I was going through my dad's old photos and found these photos from a Lockheed open house in the late 1970s. The date stamp from the processor says January 1979, so I believe these were taken in 1978. Some real gems in here, including a photo of the prototype Lockheed JetStar. I thought you guys might like these. My dad was a big fan of my photography, but I didn't know he did quite a bit of shooting as well in his younger days. He was never one to brag, or talk about himself. So these are like pleasant surprises.


----------



## FLYBOYJ (Jul 11, 2013)

HOLY SH!T!! I WAS THERE! Summer of 78, went there with my high school GF. A year and a half later while trying to get a job at Van Nuys Airport on a wim I drove over to Lockheed and dropped an application. 4 days later I was working there!


----------



## FLYBOYJ (Jul 11, 2013)

Pic 4, one with the XFV-1 Pogo in it - the building on the right is building 304 - that's where the P-3 was built. The Building on the left was building 309/ 310, Skunk Works, that's where the SR-71 and F-117A was built.

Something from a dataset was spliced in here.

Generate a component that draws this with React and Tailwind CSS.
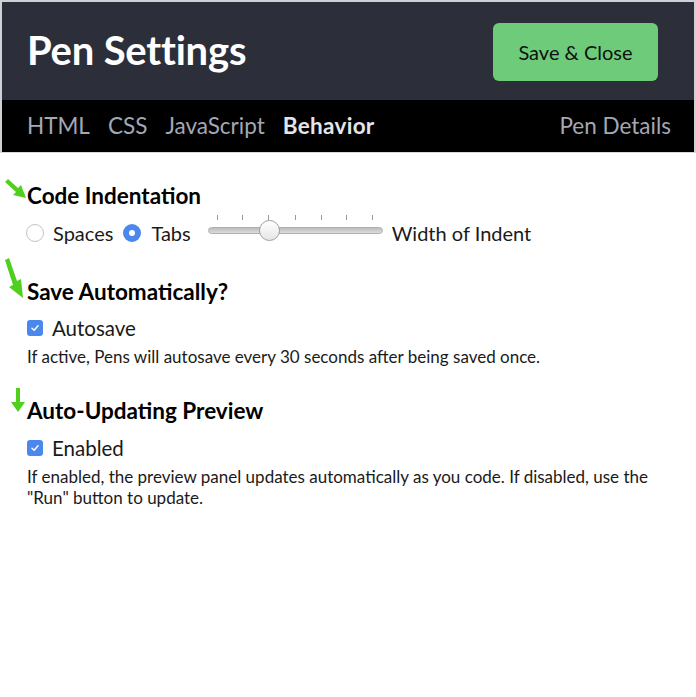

Building 304 saw P-3s, Constellations and P-38 there. There was a small apartment like set up on a mezzanine, I was told Howard Hughes used to stay there bird dogging TWA Constellations being built.


----------



## evangilder (Jul 11, 2013)

Amazing, Joe, that you were there too. Thanks for confirming the timeline too. I remember driving past those buildings for years in the late 80s/early 90s when I lived in Burbank. I had never seen these photos before we dug through his box of photos. It was like stepping back in time.


----------



## FLYBOYJ (Jul 11, 2013)

It seems like yesterday - 35 years, time flies!


----------



## Airframes (Jul 15, 2013)

Great pics Eric, and what a coincidence Joe! Only the colour balance shows the age - otherwise, to me, it still looks 'current'. I must be getting old !


----------



## Gnomey (Jul 20, 2013)

Cool shots Eric!


----------



## syscom3 (Jul 20, 2013)

Heck of a find!


----------



## wheelsup_cavu (Jul 21, 2013)

Nice find Eric.


Wheels


----------